Надо обязательно сказать о сложном игровом рисунке, об этой изнурительной по впечатлениям из зала форме, в которую актером, режиссером и хореографом помещен Войницкий. Движения и голос у Новикова в первой части спектакля доведены до предела — он по кукольной роли злой горбун, шут, именно «гороховый». Нарочито изломанная и грубая пластика соответствует его внутреннему беспокойству и неустройству. Технически и поэтически это выражено отлично. Лишь к финалу Войницкий Новикова преодолевает ступор чувств и отдается неподдельному горю, вплоть до гибели всерьез. В первом знакомстве с Войницким возникает легкое подозрение — а не пародируется ли чеховский герой Олега Табакова, чудовище Щербук из «Неоконченной пьесы для механического пианино»? Если и так, то принципиальный контраст между тем Чеховым и этим по ходу спектакля очевиден.

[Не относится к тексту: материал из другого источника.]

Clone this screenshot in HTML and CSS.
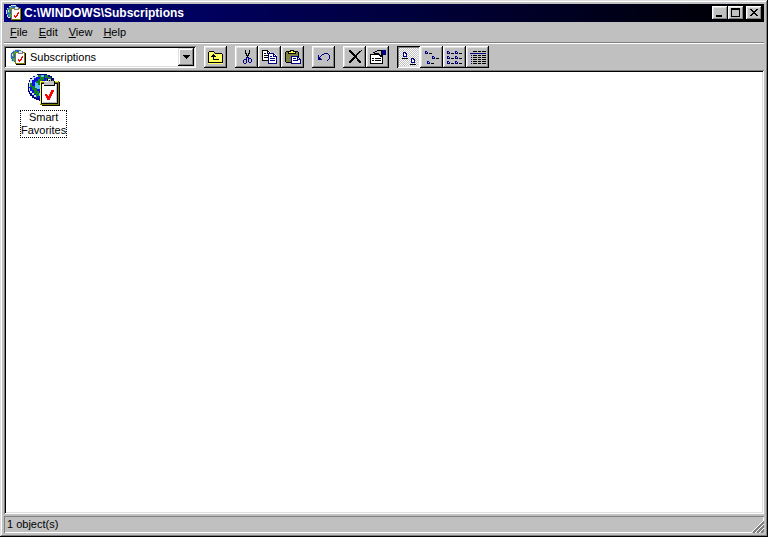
FILE: index.html
```html
<!DOCTYPE html>
<html lang="en">
<head>
<meta charset="utf-8">
<title>C:\WINDOWS\Subscriptions</title>
<link rel="stylesheet" href="styles.css">
</head>
<body>
<svg class="defs" aria-hidden="true">
  <symbol id="subs" viewBox="0 0 16 16">
    <path fill="#2060e0" d="M3 1h8v1h2v2h1v6h-2v3H4v-1H2v-2H1V9H0V5h1V3h2z"/>
    <path fill="#40a060" d="M4 2h3v1H5v2H4v3H2V4h2zM2 9h3v3H3v-2H2zM9 1h2v2H9z"/>
    <path fill="#dfdfdf" d="M5 0h5v1H5zM3 1h2v1H3zM1 3h1v1H1zM0 5h1v4H0zM5 3h2v1H5zM2 5h1v2H2zM1 10h1v2h2v1H2v-1H1z"/>
    <path fill="#000" d="M6 4h10v12H6z"/><path fill="#808000" d="M5 3h10v12H5z"/>
    <path fill="#fff" d="M6 4h8v10H6z"/><path fill="#808080" d="M8 3h5v2H8z"/><path fill="#dfdfdf" d="M9 2h3v2H9z"/>
    <path fill="red" d="M12 7h1v2h-1v2h-1v1h-1v1H9v-1H8v-2h1v1h1v-1h1V8h1z"/>
  </symbol>
</svg>
<main class="window">
  <header class="title">
    <svg class="i16"><use href="#subs"/></svg>
    <h1>C:\WINDOWS\Subscriptions</h1>
    <button class="cap" aria-label="Minimize"><svg viewBox="0 0 12 10"><path d="M2 7h6v2H2z"/></svg></button>
    <button class="cap" aria-label="Maximize"><svg viewBox="0 0 12 10"><path fill-rule="evenodd" d="M1 0h9v9H1zM2 2v6h7V2z"/></svg></button>
    <button class="cap close" aria-label="Close"><svg viewBox="0 0 12 10"><path d="M2 1h2v1h1v1h2V2h1V1h2v1H9v1H8v1H7v1h1v1h1v1h1v1H8V7H7V6H5v1H4v1H2V7h1V6h1V5h1V4H4V3H3V2H2z"/></svg></button>
  </header>
  <nav class="menu">
    <button><u>F</u>ile</button><button><u>E</u>dit</button><button><u>V</u>iew</button><button><u>H</u>elp</button>
  </nav>
  <div class="toolbar">
    <div class="combo">
      <svg class="i16"><use href="#subs"/></svg>
      <select aria-label="Folder"><option>Subscriptions</option></select>
      <span class="drop"><svg viewBox="0 0 7 4"><path d="M0 0h7v1H6v1H5v1H4v1H3V3H2V2H1V1H0z"/></svg></span>
    </div>
    <div class="group">
      <button class="tool" aria-label="Up one level"><svg class="i16 px" viewBox="0 -.5 16 16">
        <path fill="#ffff60" stroke="none" d="M1 2.5h5v2h9v10H0v-11h1z"/>
        <path stroke="#000" d="M1 2h5M0 3h1M6 3h1M0 4h1M7 4h7M0 5h1M14 5h1M0 6h1M14 6h1M0 7h1M14 7h1M0 8h1M14 8h1M0 9h1M14 9h1M0 10h1M14 10h1M0 11h1M14 11h1M0 12h1M14 12h1M0 13h15M5 5h1M4 6h3M3 7h5M5 8h1M5 9h1M5 10h6"/></svg></button>
    </div>
    <div class="group">
      <button class="tool" aria-label="Cut"><svg class="i16 px" viewBox="0 -.5 16 16">
        <path stroke="#000" d="M6 1h1M10 1h1M6 2h1M10 2h1M6 3h1M10 3h1M6 4h2M9 4h2M7 5h1M9 5h1M7 6h3M8 7h1"/>
        <path stroke="#000080" d="M7 8h3M7 9h1M9 9h3M5 10h3M9 10h1M12 10h1M4 11h1M7 11h1M9 11h1M12 11h1M4 12h1M7 12h1M9 12h1M12 12h1M4 13h1M7 13h1M10 13h2M5 14h2"/></svg></button>
      <button class="tool" aria-label="Copy"><svg class="i16 px" viewBox="0 0 16 16">
        <path fill="#fff" d="M1 1h5l3 3v8H1z"/>
        <path fill="#000" fill-rule="evenodd" d="M0 1h6v1h1v1h1v1h1v8H0zM1 2v9h7V5H5V2zM6 3v1h1V3zM2 4h2v1H2zM2 6h4v1H2zM2 8h4v1H2z"/>
        <path fill="#fff" d="M6 4h6l3 3v8H6z"/>
        <path fill="#000080" fill-rule="evenodd" d="M6 4h6v1h1v1h1v1h1v8H6zM7 5v9h7V8h-3V5zM12 6v1h1V6zM8 7h2v1H8zM8 9h5v1H8zM8 11h5v1H8z"/></svg></button>
      <button class="tool" aria-label="Paste"><svg class="i16 px" viewBox="0 0 16 16">
        <path fill="#000" d="M1 2h12v12H1zM0 3h14v10H0z"/><path fill="#808040" d="M1 3h12v10H1z"/>
        <path fill="#000" d="M5 1h4v1h2v3H3V2h2z"/><path fill="#ffff40" d="M6 2h2v1h2v1H4V3h2z"/>
        <path fill="#fff" d="M6 7h6l3 3v5H6z"/>
        <path fill="#000080" fill-rule="evenodd" d="M6 7h7v1h1v1h1v1h1v5H6zM7 8v6h8v-3h-3V8zM13 9v1h1V9zM8 9h3v1H8zM8 11h5v1H8z"/></svg></button>
    </div>
    <div class="group">
      <button class="tool" aria-label="Undo"><svg class="i16 px" viewBox="0 -.5 16 16">
        <path stroke="#000080" d="M8 4h4M6 5h2M12 5h1M2 6h1M5 6h1M13 6h1M2 7h1M4 7h1M13 7h1M2 8h2M13 8h1M2 9h3M13 9h1M2 10h4M12 10h1M11 11h1"/></svg></button>
    </div>
    <div class="group">
      <button class="tool" aria-label="Delete"><svg class="i16 px" viewBox="0 -.5 16 16">
        <path stroke="#000" d="M2 1h2M14 1h1M2 2h3M12 2h2M3 3h3M11 3h2M4 4h3M10 4h2M5 5h3M9 5h2M6 6h4M7 7h3M6 8h4M5 9h3M9 9h2M4 10h3M10 10h2M3 11h3M10 11h3M2 12h3M11 12h3M2 13h2M12 13h2"/></svg></button>
      <button class="tool" aria-label="Properties"><svg class="i16 px" viewBox="0 0 16 16">
        <path fill="#000" d="M0 5h13v10H0z"/><path fill="#fff" d="M1 6h11v8H1z"/>
        <path fill="#000" d="M2 9h2v1H2zM5 9h6v1H5zM2 11h2v1H2zM5 11h6v1H5zM5 2h2V1h5v7h-2V7H9V6H7V5H4V4H3V3h2z"/>
        <path fill="#c0c0c0" d="M7 2h4v4h-1V5H8V4H5V3h2z"/><path fill="#000" d="M7 4h2v1h1v1H8V5H7z"/>
        <path fill="#000080" d="M12 1h4v5h-4z"/></svg></button>
    </div>
    <div class="group">
      <button class="tool pressed" aria-label="Large icons" aria-pressed="true"><svg class="i16 px" viewBox="0 0 16 16">
        <path fill="#fff" d="M3 2h3v5H3zM11 8h3v5h-3z"/>
        <path fill="#000080" fill-rule="evenodd" d="M2 2h3v1h1v4H2zM3 3v3h2V4H4V3zM10 8h3v1h1v4h-4zM11 9v3h2v-2h-1V9z"/><path d="M1 8h6v1H1zM9 14h6v1H9z"/></svg></button>
      <button class="tool" aria-label="Small icons"><svg class="i16 px" viewBox="0 0 16 16">
        <path fill="#000080" fill-rule="evenodd" d="M1 2h2v1h1v2H1zM2 3v1h1V3zM8 7h2v1h1v2H8zM9 8v1h1V8zM3 12h2v1h1v2H3zM4 13v1h1v-1z"/><path d="M5 4h3v1H5zM12 9h3v1h-3zM7 14h3v1H7z"/></svg></button>
      <button class="tool" aria-label="List"><svg class="i16 px" viewBox="0 0 16 16">
        <path fill="#000080" fill-rule="evenodd" d="M0 2h2v1h1v2H0zM1 3v1h1V3zM8 2h2v1h1v2H8zM9 3v1h1V3zM0 7h2v1h1v2H0zM1 8v1h1V8zM8 7h2v1h1v2H8zM9 8v1h1V8zM0 12h2v1h1v2H0zM1 13v1h1v-1zM8 12h2v1h1v2H8zM9 13v1h1v-1z"/><path d="M4 4h3v1H4zM12 4h3v1h-3zM4 9h3v1H4zM12 9h3v1h-3zM4 14h3v1H4zM12 14h3v1h-3z"/></svg></button>
      <button class="tool" aria-label="Details"><svg class="i16 px" viewBox="0 -.5 16 16">
        <path stroke="#000" d="M3 2h4M8 2h3M12 2h4M3 6h4M8 6h3M12 6h4M3 8h4M8 8h3M12 8h4M3 10h4M8 10h3M12 10h4M3 12h4M8 12h3M12 12h4M3 14h4M8 14h3M12 14h4"/>
        <path stroke="#000080" d="M0 4h16M1 6h1M1 8h1M1 10h1M1 12h1M1 14h1"/></svg></button>
    </div>
  </div>
  <section class="files" aria-label="Folder contents">
    <a class="file" href="#smart">
      <svg class="i32" viewBox="0 0 32 32">
        <path fill="#000080" d="M9 0h10v1h3v1h2v2h2v3h1v14h-5v6H11v-1H8v-1H6v-1H4v-2H2v-2H1v-2H0V9h1V6h1V4h2V3h1V2h3z"/>
        <path fill="#1010e0" d="M8 1h10v1h3v2h2v3h2v12h-4v6H11v-1H8v-2H6v-2H4v-2H2v-3H1V9h1V6h2V4h1V2h3z"/>
        <path fill="#60c0ff" d="M7 8h4v3h2v4H9v3H7v-3H5v-3h2zM9 19h3v3H9zM13 1h3v2h-3z"/>
        <path fill="#108020" d="M9 1h4v2h3v3h-2v3h-2v2h-2V9H8V7h2V5h2V3H9zM17 1h3v2h3v3h2v7h-3V9h-2V7h-2V5h2V4h-3zM2 9h2v3h3v2h2v3h2v5H9v2H8v-4H6v-4H4v-3H2z"/>
        <path fill="#d0e8e8" d="M7 1h3v2H8v1H6v2H4v3H2v4H1V8h1V5h2V3h3zM1 14h1v3h2v2h2v2h2v2H6v-2H4v-2H2v-2H1z"/>
        <path fill="#000" d="M14 8h18v24H14z"/><path fill="#808000" d="M12 7h19v24H12z"/><path fill="#ffff40" d="M12 7h18v1H13v22h-1z"/>
        <path fill="#000" d="M13 9h17v21H13z"/>
        <path fill="#fff" d="M14 10h15v19H14z"/><path fill="#c0c0c0" d="M28 10h1v19H15v-1h13z"/>
        <path fill="#000" d="M16 7h3V5h5v2h3v5H16z"/><path fill="#c0c0c0" d="M16 7h4V5h3v2h3v4H16z"/><path fill="#fff" d="M17 7h3v1h-3zM20 5h2v1h-2z"/><path fill="#000" d="M21 6h1v1h-1z"/>
        <path fill="red" d="M24 16h2v2h-1v2h-1v2h-1v2h-1v2h-3v-2h-1v-2h-1v-2h2v1h1v1h1v-2h1v-2h1v-2h1z"/>
      </svg>
      <span class="name">Smart<br>Favorites</span>
    </a>
  </section>
  <footer class="status"><span>1 object(s)</span>
    <svg class="grip" viewBox="0 0 13 13"><path stroke="#fff" d="M0 13 13 0M4 13 13 4M8 13 13 8"/><path stroke="#808080" stroke-width="2" d="M2 13 13 2M6 13 13 6M10 13 13 10"/></svg>
  </footer>
</main>
</body>
</html>
```
FILE: styles.css
```css
* { box-sizing: border-box; }
body {
  margin: 0;
  background: #c0c0c0;
  color: #000;
  font: 11px/13px "Liberation Sans", Arial, sans-serif;
}
button, select { font: inherit; color: inherit; margin: 0; padding: 0; border: 0; background: none; }
svg { display: block; flex: none; shape-rendering: crispEdges; }
.defs { position: absolute; width: 0; height: 0; }
.i16 { width: 16px; height: 16px; }
.i32 { width: 32px; height: 32px; }
.px { fill: #000; }

.window {
  display: flex;
  flex-direction: column;
  min-height: 100vh;
  padding: 4px;
  box-shadow: inset -1px -1px #000, inset 1px 1px #dfdfdf, inset -2px -2px #808080, inset 2px 2px #fff;
}

.title {
  display: flex;
  align-items: center;
  height: 18px;
  padding: 0 2px;
  background: linear-gradient(90deg, #000080, #000);
  color: #fff;
}
.title h1 { flex: 1; margin: 0; padding-left: 2px; font-size: 12px; line-height: 18px; font-weight: bold; }
.cap {
  width: 16px;
  height: 14px;
  padding: 2px;
  background: #c0c0c0;
  box-shadow: inset -1px -1px #000, inset 1px 1px #fff, inset -2px -2px #808080, inset 2px 2px #dfdfdf;
}
.cap svg { width: 12px; height: 10px; }
.close { margin-left: 2px; }

.menu {
  display: flex;
  gap: 11px;
  height: 22px;
  padding: 0 6px;
  border-bottom: 1px solid #fff;
  box-shadow: inset 0 -1px #808080;
}
.menu button { height: 20px; }

.toolbar { display: flex; align-items: center; gap: 8px; height: 26px; }
.combo {
  display: flex;
  position: relative;
  align-items: center;
  width: 192px;
  height: 22px;
  padding: 2px 2px 2px 6px;
  background: #fff;
  box-shadow: inset 1px 1px #808080, inset -1px -1px #fff, inset 2px 2px #000, inset -2px -2px #dfdfdf;
}
.combo select { flex: 1; height: 18px; padding-left: 4px; appearance: none; outline: 0; }
.drop {
  display: grid;
  place-items: center;
  width: 16px;
  height: 18px;
  background: #c0c0c0;
  pointer-events: none;
  box-shadow: inset -1px -1px #000, inset 1px 1px #dfdfdf, inset -2px -2px #808080, inset 2px 2px #fff;
}
.drop svg { width: 7px; height: 4px; }
.group { display: flex; }
.tool {
  display: grid;
  place-items: center;
  width: 23px;
  height: 22px;
  box-shadow: inset -1px -1px #000, inset 1px 1px #fff, inset -2px -2px #808080, inset 2px 2px #dfdfdf;
}
.pressed {
  padding: 1px 0 0 1px;
  background: repeating-conic-gradient(#fff 0 25%, #c0c0c0 0 50%) 0 0 / 2px 2px;
  box-shadow: inset 1px 1px #000, inset -1px -1px #fff, inset 2px 2px #808080, inset -2px -2px #dfdfdf;
}

.files {
  flex: 1;
  padding: 4px 0 4px 16px;
  background: #fff;
  box-shadow: inset 1px 1px #808080, inset -1px -1px #fff, inset 2px 2px #000, inset -2px -2px #dfdfdf;
}
.file { display: inline-flex; flex-direction: column; align-items: center; gap: 4px; color: #000; text-decoration: none; text-align: center; }
.name { border: 1px dotted #000; }

.status {
  display: flex;
  align-items: center;
  justify-content: space-between;
  height: 17px;
  margin-top: 2px;
  padding-left: 3px;
  box-shadow: inset 1px 1px #808080, inset -1px -1px #fff;
}
.grip { align-self: flex-end; width: 13px; height: 13px; background: #c0c0c0; }
```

Самая яркая кукла — Елена Андреевна у Натальи Шаминой. Она так до конца не выходит из оболочек разноцветных шелков и пластики притворной неженки с ласкающим голоском и гибкими руками лукавой змейки. Актриса ничуть не осуждает эту искусственнейшую из кукол, все драмы ее просто минуют. Не минуют они Соню. На этот раз Соня проделывает мужскую работу. Она крушит топором картонный дом (новоявленная Нора!), в котором случаются «сцены из деревенской жизни». Финальное опустошение — до основ, до бумажного пола, до складных дверей и стенок, всего нажитого и пережитого — падает на плечи Сони; она одна, с несообразным комплектом тяжелых башмаков, дядюшкиного портфеля и уродливо-праздничного наряда, остается на развалинах — мечтать об алмазах.
«Дядя Ваня» — четвертый Чехов у Бутусова. Остается еще «Вишневый сад», может быть, «Леший», может быть, «Пьеса без названия»/»Платонов«, или водевили. Но видно и сейчас, что постановки чеховских пьес («Чайка», «Иванов», «Три сестры») подчиняются единому режиссерскому ключу, отличному, например, от постановок Шекспира. Чехов — трагическая реальность, камерная среда, крупные и сольные актерские партии. Чехов Бутусова — драматург человеческих катастроф, запутанного, но несомненного быта и театрализованного комизма. Что касается «Дяди Вани», то режиссерски спектакль на редкость прост, освобожден от всего лишнего, в том числе, и от персонажей второго и третьего плана. Его двойственность — игра и не игра — это проявление некой человеческой стеснительности, антипатетики — качеств, так знакомых по Чехову.